=== DATA SHOWN ===

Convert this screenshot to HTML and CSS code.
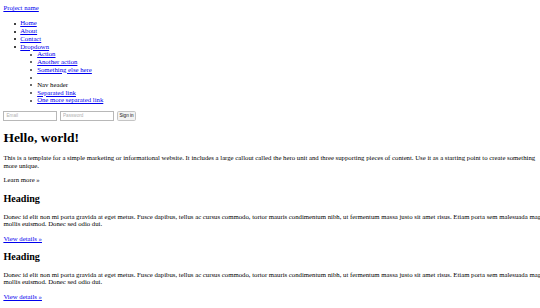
FILE: index.html
```html
<!DOCTYPE html>
<html>
<head>
<meta charset="utf-8">
<title>Jumbotron Template</title>
<link rel="stylesheet" href="styles.css">
</head>
<body>
<div class="page">
  <div class="navbar">
    <a class="brand" href="#">Project name</a>
    <ul class="nav">
      <li><a href="#">Home</a></li>
      <li><a href="#about">About</a></li>
      <li><a href="#contact">Contact</a></li>
      <li><a href="#">Dropdown</a>
        <ul class="dropdown-menu">
          <li><a href="#">Action</a></li>
          <li><a href="#">Another action</a></li>
          <li><a href="#">Something else here</a></li>
          <li class="divider"></li>
          <li class="dropdown-header">Nav header</li>
          <li><a href="#">Separated link</a></li>
          <li><a href="#">One more separated link</a></li>
        </ul>
      </li>
    </ul>
    <form class="navbar-form">
      <input class="field" type="text" placeholder="Email">
      <input class="field" type="password" placeholder="Password">
      <button type="button" class="btn">Sign in</button>
    </form>
  </div>
  <div class="jumbotron">
    <h1>Hello, world!</h1>
    <p class="lead-text">This is a template for a simple marketing or informational website. It includes a large callout called the hero unit and three supporting pieces of content. Use it as a starting point to create something more unique.</p>
    <p>Learn more &raquo;</p>
  </div>
  <div class="row">
    <div class="col">
      <h2>Heading</h2>
      <p>Donec id elit non mi porta gravida at eget metus. Fusce dapibus, tellus ac cursus commodo, tortor mauris condimentum nibh, ut fermentum massa justo sit amet risus. Etiam porta sem malesuada magna mollis euismod. Donec sed odio dui.</p>
      <p><a href="#">View details &raquo;</a></p>
    </div>
    <div class="col">
      <h2>Heading</h2>
      <p>Donec id elit non mi porta gravida at eget metus. Fusce dapibus, tellus ac cursus commodo, tortor mauris condimentum nibh, ut fermentum massa justo sit amet risus. Etiam porta sem malesuada magna mollis euismod. Donec sed odio dui.</p>
      <p><a href="#">View details &raquo;</a></p>
    </div>
  </div>
</div>
</body>
</html>
```

FILE: styles.css
```css
html, body {
  margin: 0;
  padding: 0;
  background: #ffffff;
  overflow: hidden;
}
.page {
  zoom: 0.421875;
  width: 1320px;
  padding: 10px 8px 8px;
  font-family: "Liberation Serif", "Times New Roman", serif;
  font-size: 16px;
  line-height: 18.2px;
  color: #000000;
}
a {
  color: #0000ee;
}
.brand {
  display: block;
}
.nav {
  margin: 18px 0 16px;
  padding-left: 40px;
  list-style: none;
}
.dropdown-menu {
  margin: 0;
  padding-left: 40px;
  list-style: none;
}
.nav li::before {
  content: "";
  display: inline-block;
  box-sizing: border-box;
  width: 5px;
  height: 5px;
  border-radius: 50%;
  background: #000000;
  margin-left: -15.5px;
  margin-right: 10.5px;
  vertical-align: 1px;
}
.dropdown-menu li::before {
  background: transparent;
  border: 1px solid #000000;
  margin-left: -16px;
  margin-right: 11px;
}
.navbar-form {
  margin: 0;
  display: flex;
  align-items: center;
  gap: 6px;
  height: 24px;
}
.field {
  box-sizing: border-box;
  width: 128px;
  height: 24px;
  padding: 2px 5px;
  border: 1px solid #b8b8b8;
  font-size: 11px;
  font-family: "Liberation Sans", Arial, sans-serif;
  background: #ffffff;
}
.field::placeholder {
  color: #b0b0b0;
}
.btn {
  box-sizing: border-box;
  height: 24px;
  width: 44px;
  margin-left: 2px;
  font-size: 11px;
  font-family: "Liberation Sans", Arial, sans-serif;
  color: #111111;
  padding: 0;
  border: 1px solid #c4c4c4;
  border-radius: 4px;
  background: #f3f3f3;
}
.jumbotron h1 {
  font-size: 32px;
  line-height: 36.8px;
  margin: 21.44px 0;
}
.lead-text {
  max-width: 1270px;
}
.col h2 {
  font-size: 24px;
  line-height: 27.6px;
  margin: 19.92px 0;
}
p {
  margin: 16px 0;
}
```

===

● WHAT YOU NEED TO DO
Write the material out again exactly as it appears, dropping the pictures.

● THE OUTPUT
Convert this screenshot to HTML and CSS code.
FILE: index.html
```html
<!DOCTYPE html>
<html>
<head>
<meta charset="utf-8">
<title>Jumbotron Template</title>
<link rel="stylesheet" href="styles.css">
</head>
<body>
<div class="page">
  <div class="navbar">
    <a class="brand" href="#">Project name</a>
    <ul class="nav">
      <li><a href="#">Home</a></li>
      <li><a href="#about">About</a></li>
      <li><a href="#contact">Contact</a></li>
      <li><a href="#">Dropdown</a>
        <ul class="dropdown-menu">
          <li><a href="#">Action</a></li>
          <li><a href="#">Another action</a></li>
          <li><a href="#">Something else here</a></li>
          <li class="divider"></li>
          <li class="dropdown-header">Nav header</li>
          <li><a href="#">Separated link</a></li>
          <li><a href="#">One more separated link</a></li>
        </ul>
      </li>
    </ul>
    <form class="navbar-form">
      <input class="field" type="text" placeholder="Email">
      <input class="field" type="password" placeholder="Password">
      <button type="button" class="btn">Sign in</button>
    </form>
  </div>
  <div class="jumbotron">
    <h1>Hello, world!</h1>
    <p class="lead-text">This is a template for a simple marketing or informational website. It includes a large callout called the hero unit and three supporting pieces of content. Use it as a starting point to create something more unique.</p>
    <p>Learn more &raquo;</p>
  </div>
  <div class="row">
    <div class="col">
      <h2>Heading</h2>
      <p>Donec id elit non mi porta gravida at eget metus. Fusce dapibus, tellus ac cursus commodo, tortor mauris condimentum nibh, ut fermentum massa justo sit amet risus. Etiam porta sem malesuada magna mollis euismod. Donec sed odio dui.</p>
      <p><a href="#">View details &raquo;</a></p>
    </div>
    <div class="col">
      <h2>Heading</h2>
      <p>Donec id elit non mi porta gravida at eget metus. Fusce dapibus, tellus ac cursus commodo, tortor mauris condimentum nibh, ut fermentum massa justo sit amet risus. Etiam porta sem malesuada magna mollis euismod. Donec sed odio dui.</p>
      <p><a href="#">View details &raquo;</a></p>
    </div>
  </div>
</div>
</body>
</html>
```

FILE: styles.css
```css
html, body {
  margin: 0;
  padding: 0;
  background: #ffffff;
  overflow: hidden;
}
.page {
  zoom: 0.421875;
  width: 1320px;
  padding: 10px 8px 8px;
  font-family: "Liberation Serif", "Times New Roman", serif;
  font-size: 16px;
  line-height: 18.2px;
  color: #000000;
}
a {
  color: #0000ee;
}
.brand {
  display: block;
}
.nav {
  margin: 18px 0 16px;
  padding-left: 40px;
  list-style: none;
}
.dropdown-menu {
  margin: 0;
  padding-left: 40px;
  list-style: none;
}
.nav li::before {
  content: "";
  display: inline-block;
  box-sizing: border-box;
  width: 5px;
  height: 5px;
  border-radius: 50%;
  background: #000000;
  margin-left: -15.5px;
  margin-right: 10.5px;
  vertical-align: 1px;
}
.dropdown-menu li::before {
  background: transparent;
  border: 1px solid #000000;
  margin-left: -16px;
  margin-right: 11px;
}
.navbar-form {
  margin: 0;
  display: flex;
  align-items: center;
  gap: 6px;
  height: 24px;
}
.field {
  box-sizing: border-box;
  width: 128px;
  height: 24px;
  padding: 2px 5px;
  border: 1px solid #b8b8b8;
  font-size: 11px;
  font-family: "Liberation Sans", Arial, sans-serif;
  background: #ffffff;
}
.field::placeholder {
  color: #b0b0b0;
}
.btn {
  box-sizing: border-box;
  height: 24px;
  width: 44px;
  margin-left: 2px;
  font-size: 11px;
  font-family: "Liberation Sans", Arial, sans-serif;
  color: #111111;
  padding: 0;
  border: 1px solid #c4c4c4;
  border-radius: 4px;
  background: #f3f3f3;
}
.jumbotron h1 {
  font-size: 32px;
  line-height: 36.8px;
  margin: 21.44px 0;
}
.lead-text {
  max-width: 1270px;
}
.col h2 {
  font-size: 24px;
  line-height: 27.6px;
  margin: 19.92px 0;
}
p {
  margin: 16px 0;
}
```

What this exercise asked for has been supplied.